Governments in the industrialized world are allowing corporations to pay ever-smaller proportions of the national income tax haul, meaning that individuals have had to pick up the slack. When the middle class in Canada, the United States and Europe whine about being taxed to death, they have a point. But probably few of them realize the extent of the tax burden piled upon them in recent decades.

Take Canada, a country that is not regarded internationally as a lavish corporate coddler. The historical revenue tables published by the Department of Finance suggest it is. In the 1966-67 fiscal year, 64% of Ottawa's revenues from personal and corporate income taxes came from individuals, and companies paid the remaining 36% (this excludes revenue from other tax sources, such as sales taxes, non-resident taxes and employment insurance premiums). By the 2015-16 fiscal year, the proportion paid by individuals reached 78%, while the corporations' share fell to 22%.

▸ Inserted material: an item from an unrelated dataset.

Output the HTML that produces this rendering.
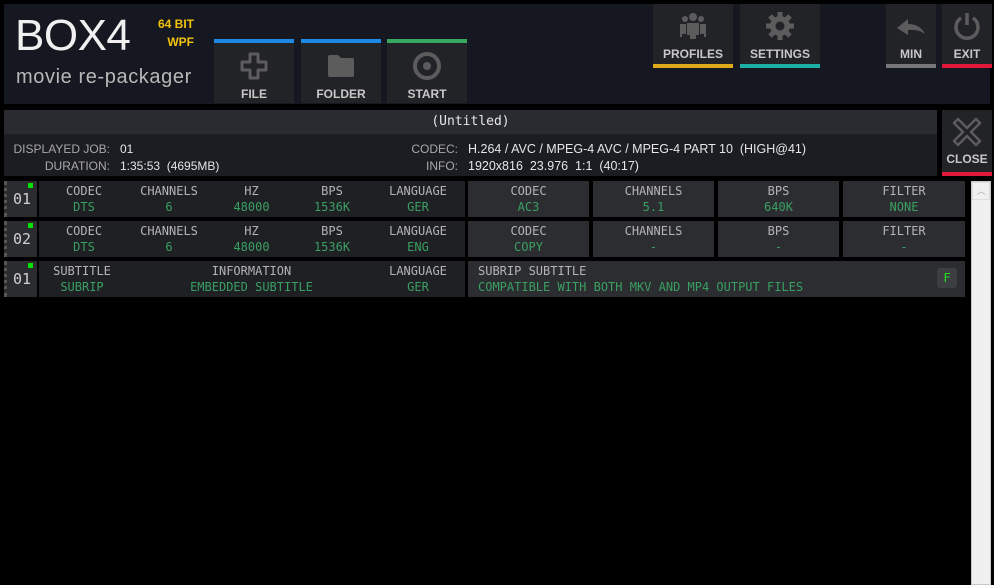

The shift of the burden to personal taxpayers is clear by other measures as well. Personal income taxes as a share of Canada's GDP climbed from 4.7% in 1966-67 to 7.3% in 2015-16, while corporate income taxes fell from 2.7% to 2.1%. In Britain, corporate tax revenues (including bank surcharges and levies, and the petroleum revenue tax) have declined since the 1980s, when they were close to 4.5% of GDP. In the latest fiscal year, they were 2.5% of GDP.

Is it time for the trend to reverse itself? Not a chance. The tax race to the bottom is actually picking up momentum in the United States and Europe. Unless governments choose to run up budget deficits to crisis levels, individuals will almost surely be forced to pay more. But individuals, like old oil wells, start to run out of puff. Before then, they may very well grab pitchforks and lanterns and storm the taxman's fortress.

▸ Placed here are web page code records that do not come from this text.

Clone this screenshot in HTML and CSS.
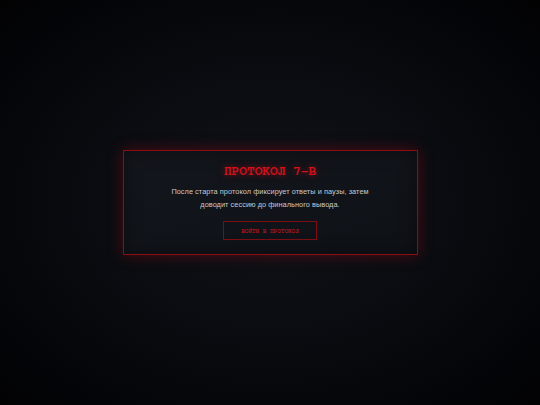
FILE: index.html
```html
<!DOCTYPE html>
<html lang="ru">
<head>
<meta charset="utf-8">
<title>Протокол 7-В</title>
<link rel="stylesheet" href="styles.css">
</head>
<body>
<main class="screen">
  <section class="card">
    <h1 class="title">ПРОТОКОЛ 7-В</h1>
    <p class="text">После старта протокол фиксирует ответы и паузы, затем<br>доводит сессию до финального вывода.</p>
    <button class="btn" type="button">ВОЙТИ В ПРОТОКОЛ</button>
  </section>
</main>
</body>
</html>
```
FILE: styles.css
```css
html, body {
  margin: 0;
  height: 100%;
}
body {
  background: radial-gradient(ellipse at 50% 50%, #0f1218 0%, #0a0c11 45%, #040508 80%, #020203 100%);
  font-family: "Liberation Sans", Arial, sans-serif;
}
.screen {
  height: 100%;
  display: flex;
  align-items: center;
  justify-content: center;
}
.card {
  width: 293px;
  height: 103px;
  box-sizing: content-box;
  border: 1px solid #8e0d12;
  background: linear-gradient(160deg, #13161c 0%, #0e1116 100%);
  box-shadow: 0 0 14px rgba(200, 10, 20, 0.35), inset 0 0 18px rgba(0, 0, 0, 0.4);
  display: flex;
  flex-direction: column;
  align-items: center;
}
.title {
  margin: 14px 0 0;
  font-family: "FreeMono", "Liberation Mono", "Courier New", monospace;
  font-weight: bold;
  font-size: 12.8px;
  line-height: 14px;
  color: #d3111a;
  text-shadow: 0 0 6px rgba(230, 20, 30, 0.6);
  letter-spacing: 0;
}
.text {
  margin: 6px 0 0;
  font-size: 7.35px;
  line-height: 13px;
  letter-spacing: 0.05px;
  color: #c9c9cc;
  text-align: center;
}
.btn {
  margin-top: 10px;
  width: 94px;
  height: 19px;
  padding: 0;
  background: transparent;
  border: 1px solid #7c0d12;
  font-family: "FreeMono", "Liberation Mono", "Courier New", monospace;
  font-weight: bold;
  font-size: 6px;
  color: #a8161d;
  letter-spacing: 0;
}
```
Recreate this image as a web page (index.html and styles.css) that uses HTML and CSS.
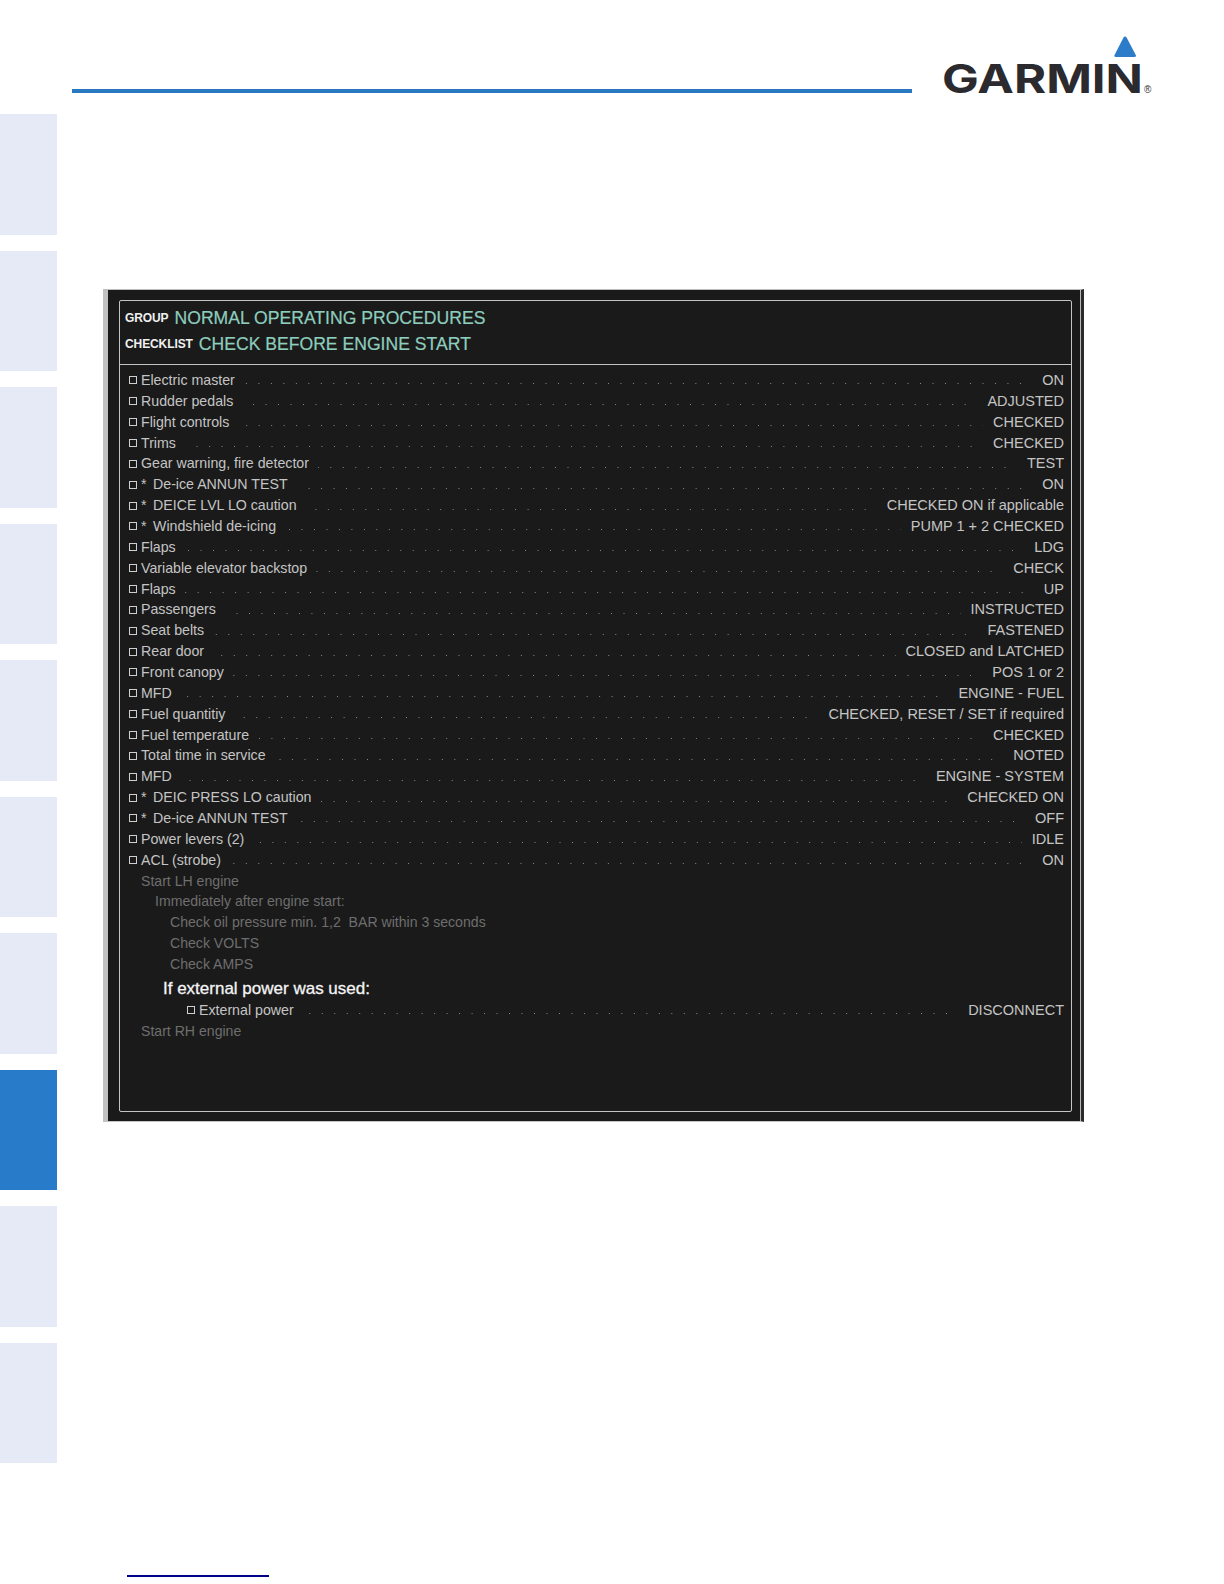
FILE: index.html
```html
<!DOCTYPE html>
<html lang="en">
<head>
<meta charset="utf-8">
<title>Check Before Engine Start</title>
<link rel="stylesheet" href="styles.css">
</head>
<body>
<div class="page">
  <nav class="tabs">
    <div class="tab"></div><div class="tab"></div><div class="tab"></div><div class="tab"></div>
    <div class="tab"></div><div class="tab"></div><div class="tab"></div>
    <div class="tab tab-active"></div>
    <div class="tab"></div><div class="tab"></div>
  </nav>
  <main class="main">
    <header class="head">
      <div class="rule"></div>
      <svg class="logo" width="220" height="76" viewBox="0 0 220 76" role="img" aria-label="Garmin">
        <path class="logo-tri" d="M183.600 7.500 L192.500 24.500 Q194 27 191 27 L173 27 Q170.500 27 171.800 24.500 L180.500 7.500 Q182 5.500 183.600 7.500 Z"/>
        <text class="logo-word" x="-1" y="62.500" textLength="201" lengthAdjust="spacingAndGlyphs">GARMIN</text>
        <text class="logo-reg" x="201" y="63">®</text>
      </svg>
    </header>
    <section class="panel">
      <div class="frame">
        <div class="titles">
          <div class="title-line"><span class="title-key">GROUP</span><span class="title-val">NORMAL OPERATING PROCEDURES</span></div>
          <div class="title-line"><span class="title-key">CHECKLIST</span><span class="title-val">CHECK BEFORE ENGINE START</span></div>
        </div>
        <ul class="items">
          <li class="row"><i class="box"></i><span>Electric master</span><b class="lead"></b><span class="val">ON</span></li>
          <li class="row"><i class="box"></i><span>Rudder pedals</span><b class="lead"></b><span class="val">ADJUSTED</span></li>
          <li class="row"><i class="box"></i><span>Flight controls</span><b class="lead"></b><span class="val">CHECKED</span></li>
          <li class="row"><i class="box"></i><span>Trims</span><b class="lead"></b><span class="val">CHECKED</span></li>
          <li class="row"><i class="box"></i><span>Gear warning, fire detector</span><b class="lead"></b><span class="val">TEST</span></li>
          <li class="row"><i class="box"></i><span class="star">*</span><span>De-ice ANNUN TEST</span><b class="lead"></b><span class="val">ON</span></li>
          <li class="row"><i class="box"></i><span class="star">*</span><span>DEICE LVL LO caution</span><b class="lead"></b><span class="val">CHECKED ON if applicable</span></li>
          <li class="row"><i class="box"></i><span class="star">*</span><span>Windshield de-icing</span><b class="lead"></b><span class="val">PUMP 1 + 2 CHECKED</span></li>
          <li class="row"><i class="box"></i><span>Flaps</span><b class="lead"></b><span class="val">LDG</span></li>
          <li class="row"><i class="box"></i><span>Variable elevator backstop</span><b class="lead"></b><span class="val">CHECK</span></li>
          <li class="row"><i class="box"></i><span>Flaps</span><b class="lead"></b><span class="val">UP</span></li>
          <li class="row"><i class="box"></i><span>Passengers</span><b class="lead"></b><span class="val">INSTRUCTED</span></li>
          <li class="row"><i class="box"></i><span>Seat belts</span><b class="lead"></b><span class="val">FASTENED</span></li>
          <li class="row"><i class="box"></i><span>Rear door</span><b class="lead"></b><span class="val">CLOSED and LATCHED</span></li>
          <li class="row"><i class="box"></i><span>Front canopy</span><b class="lead"></b><span class="val">POS 1 or 2</span></li>
          <li class="row"><i class="box"></i><span>MFD</span><b class="lead"></b><span class="val">ENGINE - FUEL</span></li>
          <li class="row"><i class="box"></i><span>Fuel quantitiy</span><b class="lead"></b><span class="val">CHECKED, RESET / SET if required</span></li>
          <li class="row"><i class="box"></i><span>Fuel temperature</span><b class="lead"></b><span class="val">CHECKED</span></li>
          <li class="row"><i class="box"></i><span>Total time in service</span><b class="lead"></b><span class="val">NOTED</span></li>
          <li class="row"><i class="box"></i><span>MFD</span><b class="lead"></b><span class="val">ENGINE - SYSTEM</span></li>
          <li class="row"><i class="box"></i><span class="star">*</span><span>DEIC PRESS LO caution</span><b class="lead"></b><span class="val">CHECKED ON</span></li>
          <li class="row"><i class="box"></i><span class="star">*</span><span>De-ice ANNUN TEST</span><b class="lead"></b><span class="val">OFF</span></li>
          <li class="row"><i class="box"></i><span>Power levers (2)</span><b class="lead"></b><span class="val">IDLE</span></li>
          <li class="row"><i class="box"></i><span>ACL (strobe)</span><b class="lead"></b><span class="val">ON</span></li>
          <li class="note note-1">Start LH engine</li>
          <li class="note note-2">Immediately after engine start:</li>
          <li class="note note-3">Check oil pressure min. 1,2&nbsp; BAR within 3 seconds</li>
          <li class="note note-3">Check VOLTS</li>
          <li class="note note-3">Check AMPS</li>
          <li class="subhead">If external power was used:</li>
          <li class="row row-sub"><i class="box"></i><span>External power</span><b class="lead"></b><span class="val">DISCONNECT</span></li>
          <li class="note note-1">Start RH engine</li>
        </ul>
      </div>
    </section>
    <div class="foot-link"></div>
  </main>
</div>
</body>
</html>
```

FILE: styles.css
```css
* { box-sizing: border-box; }
html, body { margin: 0; padding: 0; background: #fff; }
body { font-family: "Liberation Sans", Arial, sans-serif; }
.page { display: flex; width: 1224px; height: 1584px; overflow: hidden; }

.tabs { width: 57px; flex: none; padding-top: 114px; display: flex; flex-direction: column; gap: 16px; }
.tab { height: 120.500px; background: #e6eaf6; }
.tab-active { background: #277bc8; }

.main { flex: 1; min-width: 0; display: flex; flex-direction: column; }
.head { height: 100px; display: flex; align-items: flex-start; padding: 30px 0 0 15px; }
.rule { width: 840px; height: 4px; margin-top: 59px; background: #2a78c0; }
.logo { margin-left: 31px; flex: none; }
.logo-tri { fill: #2c7cc9; }
.logo-word { font-family: "Inter", sans-serif; font-weight: 700; font-size: 40px; fill: #2a2a2f; }
.logo-reg { font-family: "Liberation Sans", sans-serif; font-size: 10px; fill: #333; }

.panel { width: 981px; height: 833px; margin: 189px 0 0 46px; padding: 10px 9px 9px 11px; background: #1a1a1a;
  border-left: 5px solid #c2c2c2; border-top: 1px solid #bdbdbd; border-bottom: 1px solid #c4c4c4; border-right: 3px solid #2c2c2c;
  box-shadow: inset -1px 0 0 #b8b8b8; flex: none; }
.frame { height: 100%; border: 1px solid #c4c4c4; border-radius: 2px; }

.titles { height: 64px; padding-top: 4px; border-bottom: 1px solid #c4c4c4; }
.title-line { display: flex; align-items: center; height: 26px; padding-left: 5px; }
.title-key { font-weight: 700; font-size: 12px; letter-spacing: -0.100px; color: #f0f0f0; margin-right: 6px; }
.title-val { font-size: 17.600px; color: #8dcdbd; -webkit-text-stroke: 0.200px #8dcdbd; }

.items { list-style: none; margin: 0; padding: 5px 7px 0 9px; font-size: 14.200px; line-height: 20.860px; color: #c4c4c4; }
.row { display: flex; align-items: center; height: 20.860px; white-space: nowrap; }
.val { font-size: 14.500px; }
.box { width: 8px; height: 8px; border: 1px solid #cfcfcf; margin-right: 4px; flex: none; }
.star { width: 12px; flex: none; }
.lead { flex: 1; height: 1px; margin: 7px 10px 0 9px; background-image: linear-gradient(90deg, #8a8a8a 1px, transparent 1px);
  background-size: 12.490px 1px; background-position: right top; }
.note { height: 20.860px; line-height: 21.500px; font-size: 14.100px; color: #6e6e6e; }
.note-1 { padding-left: 12px; }
.note-2 { padding-left: 26px; }
.note-3 { padding-left: 41px; }
.subhead { height: 25px; line-height: 27px; padding-left: 34px; font-size: 17px; color: #f4f4f4; -webkit-text-stroke: 0.300px #f4f4f4; }
.row-sub { padding-left: 58px; }

.foot-link { width: 142px; height: 2px; margin: 453px 0 0 70px; background: #00008b; flex: none; }
```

The trouble is that the ugly side of globalization is relentless corporate tax competition. Big companies migrate to tax havens, which is why Apple set up a factory in Ireland.

In Britain, there is little doubt Prime Minister Theresa May's Tory government will soon cut its corporate taxes substantially. Even before George Osborne was ousted as Chancellor of the Exchequer after last June's Brexit referendum, he wanted to reduce corporate rates to 15% from 20%. The referendum result boosted pressure on his successor, Philip Hammond, to get on with the tax-cutting job. The government is now terrified that banks and industrial companies will flee to European Union tax havens such as Ireland, Luxembourg and the Netherlands, or to the United States.

In last year's U.S. presidential election, Donald Trump won the hearts of corporate America with his campaign promise to cut the federal corporate tax from the top posted rate of 35% (the effective rate was often far less) to 15%. The new rate would be among the lowest in the industrialized world.

Trump wants to reduce personal taxes, too—he promised to "massively cut taxes for the middle class, the forgotten people." But various studies have concluded that those Trumpian reductions would benefit America's richest 1% the most, far less so the middle class, and would actually raise taxes for working single parents.

As Britain and the United States drive down corporate taxes, Canada and other Western countries will have to do the same. Canada's basic combined federal-provincial corporate tax rate, after abatements, is 26% to 31%, depending on the province. But executives are always whining about that load, which they say is uncompetitive and sends jobs overseas. The whining will surely intensify.

A decade ago, corporate Canada was gripped by the income trust craze. Between 2000 and 2006, the value of income trusts on the TSX went from $18 billion to $200 billion, as companies all but vanished from the tax rolls by converting into trusts and shooting the lion's share of their profits to their investors. Trust unitholders then paid tax on the hefty, post-conversion distributions. But Conservative Finance Minister Jim Flaherty killed the income trust market. Having argued that the average Canadian was overtaxed, he didn't want to shift more of the national tax burden onto individuals.

Yet the push for lower corporate taxes never disappeared. Relative corporate tax loads are still coming down in pretty much every country. The message from governments is that they consider individual taxpayers to be chumps. For decades, that assumption has never been proved wrong.